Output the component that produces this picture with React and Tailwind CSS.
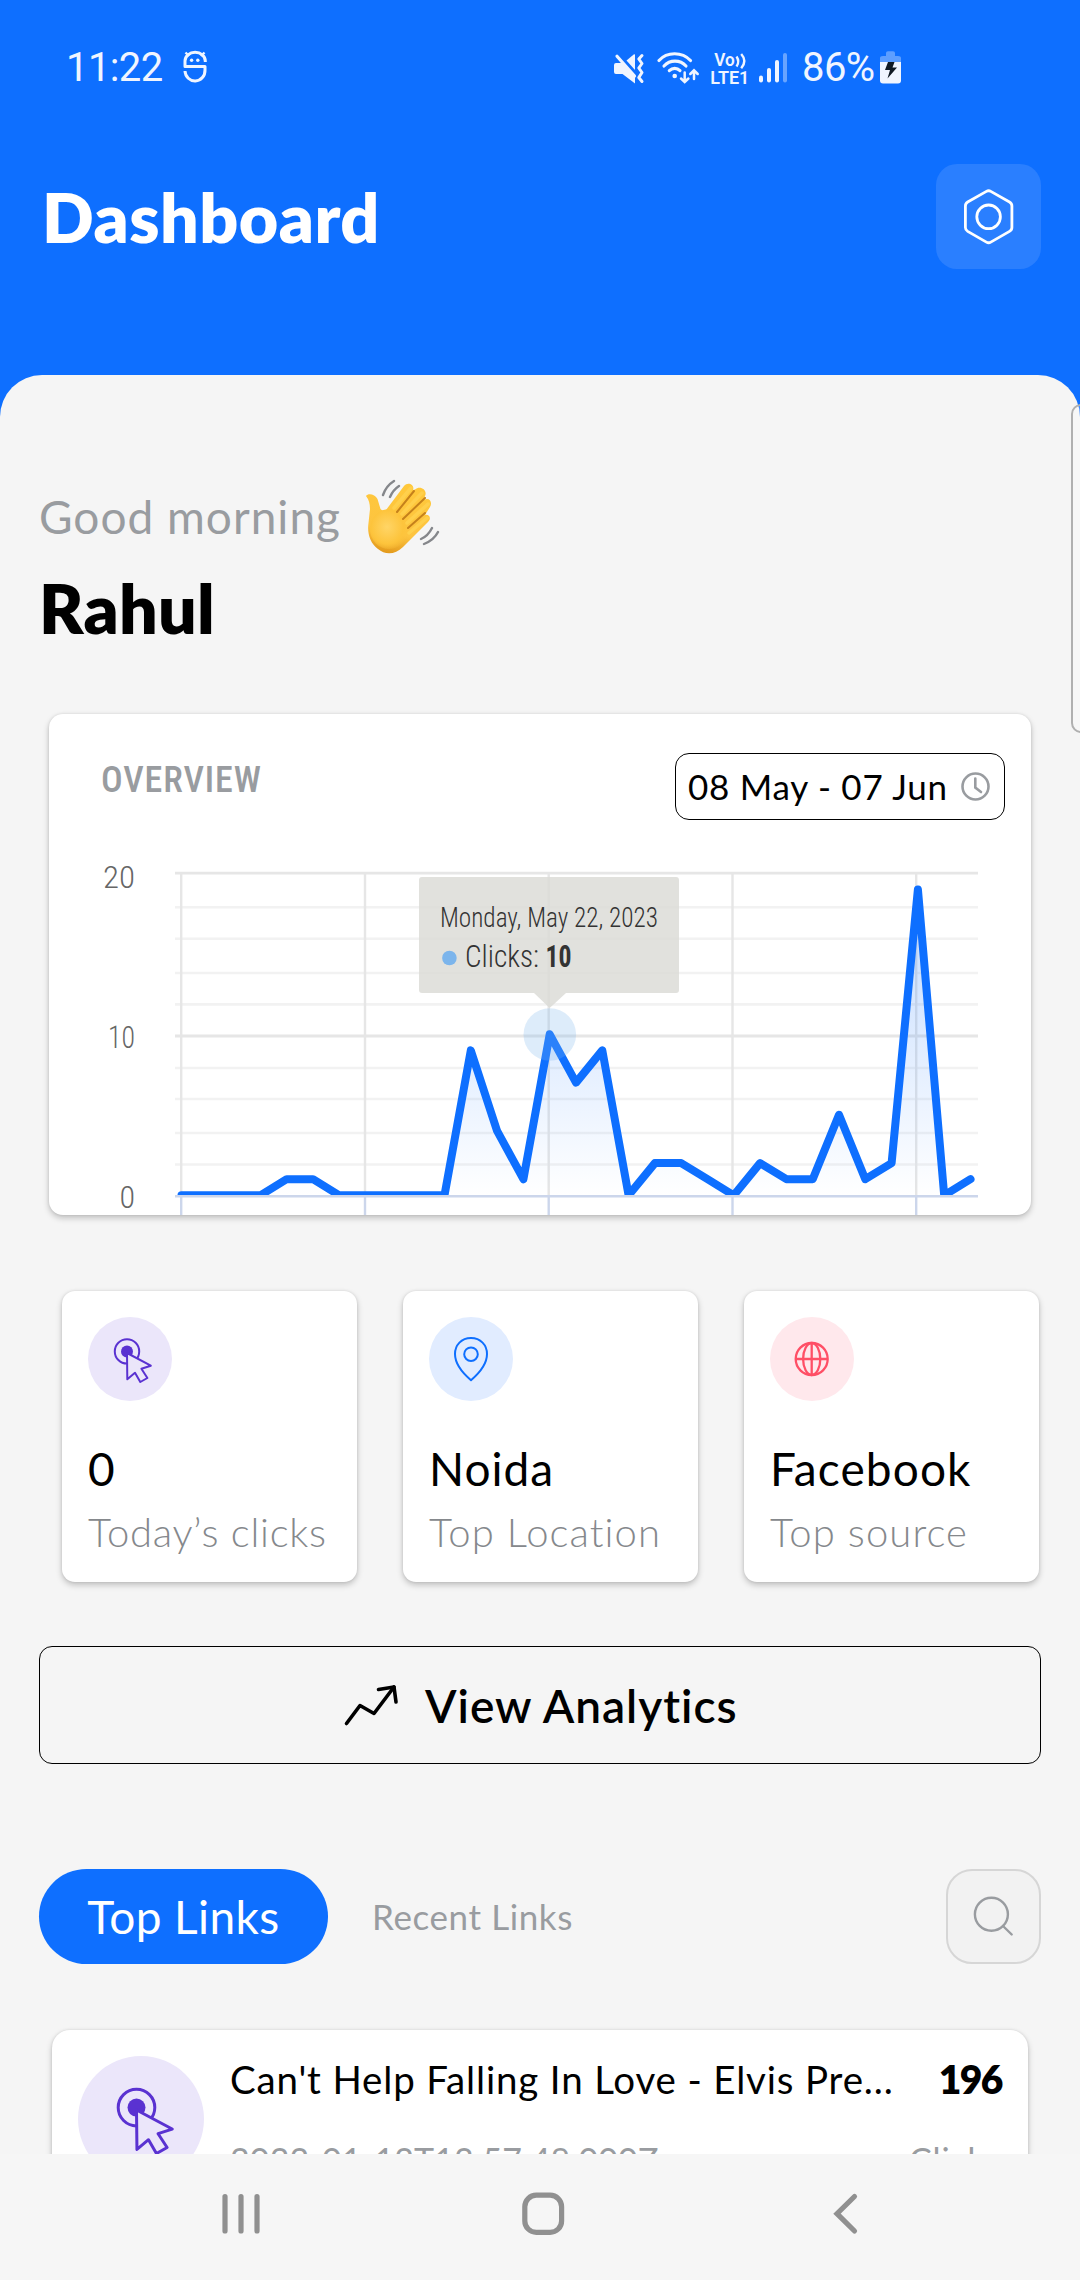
import React from "react";

const CLICKS = [0, 0, 0, 0, 1, 1, 0, 0, 0, 0, 0, 9, 4, 1, 10, 7, 9, 0, 2, 2, 1, 0, 2, 1, 1, 5, 1, 2, 19, 0, 1];
const MINOR_ROWS = [907.3, 938.7, 973, 1004.4, 1068, 1099, 1133, 1164.5];
const COLUMNS = [181.2, 365, 548.7, 732.5, 916.2];

const SHADOW = "shadow-[0_3px_6px_rgba(0,0,0,0.22),0_0_3px_rgba(0,0,0,0.1)]";

function StatusBar() {
  return (
    <div className="flex h-[134px] shrink-0 items-center pl-[66px] font-['Roboto',sans-serif] text-[40px] leading-[48px] text-[#f0f5ff]">
      <span className="w-[115px] whitespace-nowrap pt-[2px] tracking-[-0.6px]">11:22</span>
      <svg className="h-10 w-7" viewBox="0 -2 28 40" fill="none" stroke="currentColor" strokeWidth="3">
        <path d="M24.3 13V12A10 8.6 0 0 0 4 12V17.6H24V21A10 10.5 0 0 1 4 22" strokeLinejoin="round" />
        <path d="M4.5 3.5 8 7M23.5 3.5 20 7" strokeWidth="2.4" />
        <circle cx="10.6" cy="11.3" r="1.7" fill="currentColor" stroke="none" />
        <circle cx="16.8" cy="11.3" r="1.7" fill="currentColor" stroke="none" />
      </svg>
      <svg className="ml-[404px] h-10 w-[33px]" viewBox="613 47 33 40" fill="currentColor">
        <path d="M616 63H622L635 75V83.5L622.5 74H616Q614 74 614 72V65Q614 63 616 63Z" />
        <path d="M626.5 60.5 634 54.3Q635 54 635 55V70Z" />
        <path d="M617 56.3 634.5 76" stroke="currentColor" strokeWidth="3.2" strokeLinecap="round" />
        <path d="M642 55.5 638.8 59 642 63.5 638.8 68 642 72.5 638.8 77.5 642 81.5" fill="none" stroke="currentColor" strokeWidth="3" strokeLinecap="round" strokeLinejoin="round" />
      </svg>
      <svg className="ml-[11px] h-10 w-[43px]" viewBox="657 47 43 40" fill="none" stroke="currentColor" strokeWidth="3.1" strokeLinecap="round">
        <path d="M659 60.5C667 51.5 682 51.5 690.5 60.5" />
        <path d="M664 66C670 59.5 680 59.5 686 66" />
        <path d="M669.3 70.7C672.5 67.6 677 67.6 680 70.7" />
        <circle cx="674.7" cy="76" r="2.3" fill="currentColor" stroke="none" />
        <path d="M684.7 72.5V81.5M681 78.5 684.7 82 688.4 78.5M694 79V70.5M690.3 74 694 70.3 697.7 74" strokeWidth="2.5" />
      </svg>
      <svg className="ml-[10px] h-10 w-10" viewBox="710 47 40 40" fill="currentColor">
        <g fontFamily="Roboto, sans-serif" fontWeight="600">
          <text x="714.3" y="66" fontSize="17.5" textLength="20.5" lengthAdjust="spacingAndGlyphs">Vo</text>
          <text x="710.3" y="84" fontSize="18" textLength="39" lengthAdjust="spacingAndGlyphs">LTE1</text>
        </g>
        <path d="M736.5 56.5Q740 61.5 736.5 66.5M741.2 54Q747.5 61 741.2 68.3" fill="none" stroke="currentColor" strokeWidth="2.4" />
      </svg>
      <svg className="ml-[7px] h-10 w-8" viewBox="757 47 32 40" fill="currentColor">
        <rect x="759" y="75.5" width="4" height="7" rx="2" />
        <rect x="767" y="68" width="4" height="14.5" rx="2" />
        <rect x="775" y="60" width="4" height="22.5" rx="2" />
        <rect x="783" y="53" width="4" height="29.5" rx="2" opacity="0.4" />
      </svg>
      <span className="ml-[13px] w-[75px] whitespace-nowrap pt-[2px] tracking-[-0.6px]">86%</span>
      <svg className="ml-0.5 h-10 w-[23px]" viewBox="879 47 23 40" fill="currentColor">
        <path d="M880 62V58Q880 56 883 56H886V53Q886 51.3 888 51.3H893Q895 51.3 895 53V56H898Q901 56 901 58V62Z" opacity="0.35" />
        <path d="M880 62H901V80.5Q901 83.5 898 83.5H883Q880 83.5 880 80.5Z" />
        <path d="M888 62 885 70H890L887.5 78.5 897 67.5H892.5L894.5 62Z" fill="#101a24" />
      </svg>
    </div>
  );
}

function Header() {
  return (
    <header className="flex h-[241px] shrink-0 items-start justify-between pl-[42px] pr-[39px] pt-[30px]">
      <h1 className="pt-px text-[68px] font-extrabold leading-[103px] tracking-[0.5px] text-white">Dashboard</h1>
      <button className="flex size-[105px] items-center justify-center rounded-[21px] bg-[#2a7fff]">
        <svg className="h-14 w-[50px]" viewBox="0 0 50 56" fill="none" stroke="white" strokeWidth="2.8">
          <path d="M22.4 2.4Q24.6 1.1 26.8 2.4L45.5 13Q47.9 14.4 47.9 17V38.5Q47.9 41 45.5 42.4L26.8 53.1Q24.6 54.4 22.4 53.1L3.7 42.4Q1.4 41 1.4 38.5V17Q1.4 14.4 3.7 13Z" />
          <circle cx="24.6" cy="27.8" r="11.8" />
        </svg>
      </button>
    </header>
  );
}

function WavingHand() {
  return (
    <svg className="h-[76px] w-[76px]" viewBox="0 0 76 76" fill="none" strokeLinecap="round">
      <defs>
        <linearGradient id="skin" x1="0.6" y1="0" x2="0.35" y2="1">
          <stop offset="0" stopColor="#ffc83a" />
          <stop offset="0.7" stopColor="#fdc440" />
          <stop offset="1" stopColor="#e39a1c" />
        </linearGradient>
        <radialGradient id="palm" cx="0.45" cy="0.45" r="0.6">
          <stop offset="0" stopColor="#ffd566" />
          <stop offset="0.7" stopColor="#fdc43c" />
          <stop offset="1" stopColor="#fdc43c" stopOpacity="0" />
        </radialGradient>
      </defs>
      <path d="M1 17C3 14 10 15 12.5 20L15.500 30Q18 33 21 31L39 7C43 2 50 6 48 11L50 10.500C55 6 63 11 60 17L59 21C64 18 68 23 65 28L60 36C64 35 67 39 63 43L38 68C30 76 20 76 13 70C5 64 2 54 3.500 44L5 30Q5 22 1 17Z" fill="url(#skin)" />
      <ellipse cx="24" cy="50" rx="19" ry="20" fill="url(#palm)" />
      <path d="M49 12 32 33M60 19 38 40M60 34 43 49" stroke="#c5811b" strokeWidth="2" />
      <path d="M46 9 29 29M57 14 37 35M63 25 42 44M62 39 44 54" stroke="#ffd04c" strokeWidth="3.500" />
      <g stroke="#85878b" strokeWidth="2.400">
        <path d="M18 16Q21 7 29 2M25 18Q28 11 34 7M56 60Q63 57 67 49M59 65Q69 61 73 53" />
      </g>
    </svg>
  );
}

function Chart() {
  const unit = 16.1;
  const points = CLICKS.map((v, i) => [181.5 + i * 26.3, 1195.3 - v * unit]);
  const line = points.map((p) => p.join(",")).join(" ");
  return (
    <svg className="mt-[15px] block h-[380px] w-[982px]" viewBox="49 835 982 380" fontFamily="'Roboto Condensed', 'Liberation Sans Narrow', sans-serif">
      <defs>
        <linearGradient id="area" gradientUnits="userSpaceOnUse" x1="0" y1="889" x2="0" y2="1196">
          <stop offset="0" stopColor="#0e6fff" stopOpacity="0.26" />
          <stop offset="1" stopColor="#0e6fff" stopOpacity="0" />
        </linearGradient>
        <clipPath id="plot">
          <rect x="175" y="860" width="806" height="335" />
        </clipPath>
      </defs>
      {MINOR_ROWS.map((y) => (
        <path key={y} d={`M175 ${y}H978`} stroke="#f2f2f2" strokeWidth="2.6" />
      ))}
      <path d="M175 873.2H978M175 1036H978" stroke="#e6e6e6" strokeWidth="2.8" />
      {COLUMNS.map((x) => (
        <g key={x} strokeWidth="2.4">
          <path d={`M${x} 873V1196`} stroke="#e6e6e6" />
          <path d={`M${x} 1196V1215`} stroke="#ccd6eb" />
        </g>
      ))}
      <g clipPath="url(#plot)">
        <polygon points={`181.5,1196.3 ${line} 970.5,1196.3`} fill="url(#area)" />
        <polyline points={line} fill="none" stroke="#0e6fff" strokeWidth="8" strokeLinejoin="round" strokeLinecap="round" />
      </g>
      <path d="M175 1196.3H978" stroke="#ccd6eb" strokeWidth="2.6" />
      <circle cx="549.8" cy="1034.5" r="26.3" fill="#7cb5ec" opacity="0.26" />
      <path d="M422 877H676Q679 877 679 880V990Q679 993 676 993H566L549.7 1008 534 993H422Q419 993 419 990V880Q419 877 422 877Z" fill="#dbdbd6" fillOpacity="0.82" />
      <g fill="#333333">
        <text x="440" y="927" fontSize="27.5" fontWeight="300" textLength="218" lengthAdjust="spacingAndGlyphs">Monday, May 22, 2023</text>
        <text x="465" y="966.5" fontSize="31" fontWeight="300" textLength="74" lengthAdjust="spacingAndGlyphs">Clicks:</text>
        <text x="545.5" y="966.5" fontSize="31" fontWeight="700" textLength="26" lengthAdjust="spacingAndGlyphs">10</text>
      </g>
      <circle cx="449.4" cy="958" r="7.3" fill="#7cb5ec" />
      <g fill="#666666" fontSize="32" fontWeight="300" textAnchor="end">
        <text x="135" y="888" textLength="32" lengthAdjust="spacingAndGlyphs">20</text>
        <text x="135" y="1048" textLength="27" lengthAdjust="spacingAndGlyphs">10</text>
        <text x="135" y="1207.5">0</text>
      </g>
    </svg>
  );
}

function Overview() {
  return (
    <section className={`ml-[49px] mt-[67px] h-[501px] w-[982px] shrink-0 overflow-hidden rounded-[14px] bg-white pt-[39px] ${SHADOW}`}>
      <div className="flex items-start justify-between pl-[52px] pr-[26px]">
        <h2 className="font-['Roboto_Condensed','Liberation_Sans_Narrow',sans-serif] text-[36px] font-medium leading-[55px] tracking-[0.9px] text-[#999ca0]">OVERVIEW</h2>
        <div className="flex h-[67px] w-[330px] items-center justify-between rounded-[14px] border border-black pl-3 pr-[14px]">
          <span className="whitespace-nowrap text-[35px] leading-[65px] tracking-[0.75px] text-black">08 May - 07 Jun</span>
          <svg className="size-[29px]" viewBox="0 0 29 29" fill="none" stroke="#999ca0" strokeWidth="2.6" strokeLinecap="round">
            <circle cx="14.5" cy="14.5" r="13" />
            <path d="M14.3 6.5V15.5L20 20" />
          </svg>
        </div>
      </div>
      <Chart />
    </section>
  );
}

function ClickIcon({ className }) {
  return (
    <svg className={className} viewBox="0 0 84 84" fill="none" stroke="#5a32d1" strokeWidth="2" strokeLinejoin="round">
      <circle cx="39" cy="34.4" r="12.2" />
      <circle cx="39" cy="34.4" r="6" fill="#5a32d1" stroke="none" />
      <path d="M39 36 62.8 48.7 53.4 51.8 59.4 61 52.3 65 47 55.8 39.3 62.3Z" fill="#ebe6fa" />
    </svg>
  );
}

function PinIcon({ className }) {
  return (
    <svg className={className} viewBox="0 0 84 84" fill="none" stroke="#0e6fff" strokeWidth="2" strokeLinejoin="round">
      <path d="M42 21C32.5 21 26 28 26 37C26 47 33 55.5 42 63.2C51 55.5 58 47 58 37C58 28 51.5 21 42 21Z" />
      <circle cx="42" cy="37.2" r="6.8" />
    </svg>
  );
}

function GlobeIcon({ className }) {
  return (
    <svg className={className} viewBox="0 0 84 84" fill="none" stroke="#ff4f66" strokeWidth="2.3">
      <circle cx="41.7" cy="42" r="16" />
      <ellipse cx="41.7" cy="42" rx="8.6" ry="16" />
      <path d="M41.7 26V58M25.7 42H57.7" />
    </svg>
  );
}

function StatCard({ Icon, tint, value, label, valueClass, labelClass }) {
  return (
    <div className={`h-[291px] w-[295px] rounded-[13px] bg-white pl-[26px] pt-[26px] ${SHADOW}`}>
      <div className={`size-[84px] rounded-full ${tint}`}>
        <Icon className="size-full" />
      </div>
      <div className={`mt-[38px] whitespace-nowrap text-[46px] leading-[60px] text-black ${valueClass}`}>{value}</div>
      <div className={`mt-[8px] whitespace-nowrap text-[40px] font-light leading-[50px] text-[#85888c] ${labelClass}`}>{label}</div>
    </div>
  );
}

function Tabs() {
  return (
    <div className="mt-[105px] flex shrink-0 items-center pl-[39px] pr-[39px]">
      <button className="h-[95px] w-[289px] rounded-full bg-[#0e6fff] text-[46px] leading-[93px] tracking-[0.4px] text-white">Top Links</button>
      <span className="ml-[44px] pb-px text-[35px] leading-[94px] tracking-[0.6px] text-[#999ca0]">Recent Links</span>
      <button className="ml-auto size-[95px] rounded-[26px] border-[2.5px] border-[#d6d6d6] bg-[#f2f2f2]">
        <svg className="size-full" viewBox="0 0 91 91" fill="none" stroke="#999ca0" strokeWidth="2.4" strokeLinecap="round">
          <circle cx="43.4" cy="43.3" r="16.5" />
          <path d="M55 55 63.7 63.5" />
        </svg>
      </button>
    </div>
  );
}

function LinkCard() {
  return (
    <div className={`ml-[52px] mt-[66px] flex h-[240px] w-[976px] shrink-0 items-start rounded-[18px] bg-white pl-[26px] pr-[26px] pt-[26px] ${SHADOW}`}>
      <div className="size-[126px] shrink-0 rounded-full bg-[#ebe6fa]">
        <ClickIcon className="size-full" />
      </div>
      <div className="ml-[26px] flex-1">
        <div className="flex justify-between leading-[46px] text-black">
          <span className="whitespace-nowrap text-[38.5px] tracking-[0.83px]">Can't Help Falling In Love - Elvis Pre...</span>
          <span className="text-[39px] font-extrabold tracking-[-1.5px]">196</span>
        </div>
        <div className="mt-[35px] flex justify-between text-[34px] leading-[46px] text-[#999ca0]">
          <span className="tracking-[0.1px]">2022-01-12T13:57:48.000Z</span>
          <span className="pr-px tracking-[0.8px]">Clicks</span>
        </div>
      </div>
    </div>
  );
}

function NavBar() {
  return (
    <nav className="flex h-[126px] shrink-0 items-center gap-[258px] bg-[#f6f6f6] pb-[6px] pl-[219px] pt-0">
      <svg className="h-11 w-11" viewBox="0 0 44 44" stroke="#909090" strokeWidth="5.2" strokeLinecap="round">
        <path d="M6 4.5V39M22 4.5V39M38 4.5V39" />
      </svg>
      <svg className="h-11 w-11" viewBox="0 0 44 44" fill="none" stroke="#909090" strokeWidth="5.2">
        <rect x="3.8" y="3.2" width="36.8" height="37.2" rx="11.5" />
      </svg>
      <svg className="h-11 w-11" viewBox="0 0 44 44" fill="none" stroke="#909090" strokeWidth="5.2" strokeLinecap="round" strokeLinejoin="miter">
        <path d="M31.5 4.5 14 21.7 31.5 39" />
      </svg>
    </nav>
  );
}

export default function App() {
  return (
    <div className="relative flex h-[2280px] w-[1080px] flex-col overflow-hidden bg-[#0e6fff] font-['Lato',sans-serif] [font-variant-ligatures:none]">
      <StatusBar />
      <Header />
      <main className="flex h-[1779px] shrink-0 flex-col overflow-hidden rounded-t-[42px] bg-[#f5f5f5] pt-[104px]">
        <div className="flex h-[75px] shrink-0 items-center pl-[39px]">
          <span className="w-[326px] whitespace-nowrap text-[46px] leading-[73px] tracking-[1px] text-[#999ca0]">Good morning</span>
          <WavingHand />
        </div>
        <div className="mt-[13px] h-20 pl-[39px] text-[68px] font-extrabold leading-[82px] tracking-[0.3px] text-black">Rahul</div>
        <Overview />
        <div className="ml-[62px] mt-[76px] flex shrink-0 gap-[46px]">
          <StatCard Icon={ClickIcon} tint="bg-[#ebe6fa]" value="0" label="Today’s clicks" valueClass="tracking-[1px]" labelClass="tracking-[0.75px]" />
          <StatCard Icon={PinIcon} tint="bg-[#e1ecff]" value="Noida" label="Top Location" valueClass="tracking-[1px]" labelClass="tracking-[1.1px]" />
          <StatCard Icon={GlobeIcon} tint="bg-[#ffe8ec]" value="Facebook" label="Top source" valueClass="tracking-[1.1px]" labelClass="tracking-[1.1px]" />
        </div>
        <button className="ml-[39px] mt-[64px] flex h-[118px] w-[1002px] shrink-0 items-center rounded-[13px] border border-black pl-[302px] text-black">
          <svg className="h-12 w-16" viewBox="342 1681 64 48" fill="none" stroke="black" strokeWidth="3.6" strokeLinecap="round" strokeLinejoin="round">
            <path d="M346.5 1723.5 360 1705.500 374 1713.500 394 1687" />
            <path d="M378.5 1689.5 394 1687 396 1702" />
          </svg>
          <span className="ml-[19px] whitespace-nowrap pt-[2px] text-[46px] font-semibold leading-[114px] tracking-[1px]">View Analytics</span>
        </button>
        <Tabs />
        <LinkCard />
      </main>
      <NavBar />
      <div className="absolute -right-3 top-[404px] h-[329px] w-[21px] rounded-[10px] border-[2.5px] border-[#b0b0b0] bg-white/20" />
    </div>
  );
}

Aim of the task: Return, unchanged, the lines from the first line of the material through the line that holds "import React from", inclusive, omitting pictures.

Solution to this exercise:
Output the component that produces this picture with React and Tailwind CSS.
import React from "react";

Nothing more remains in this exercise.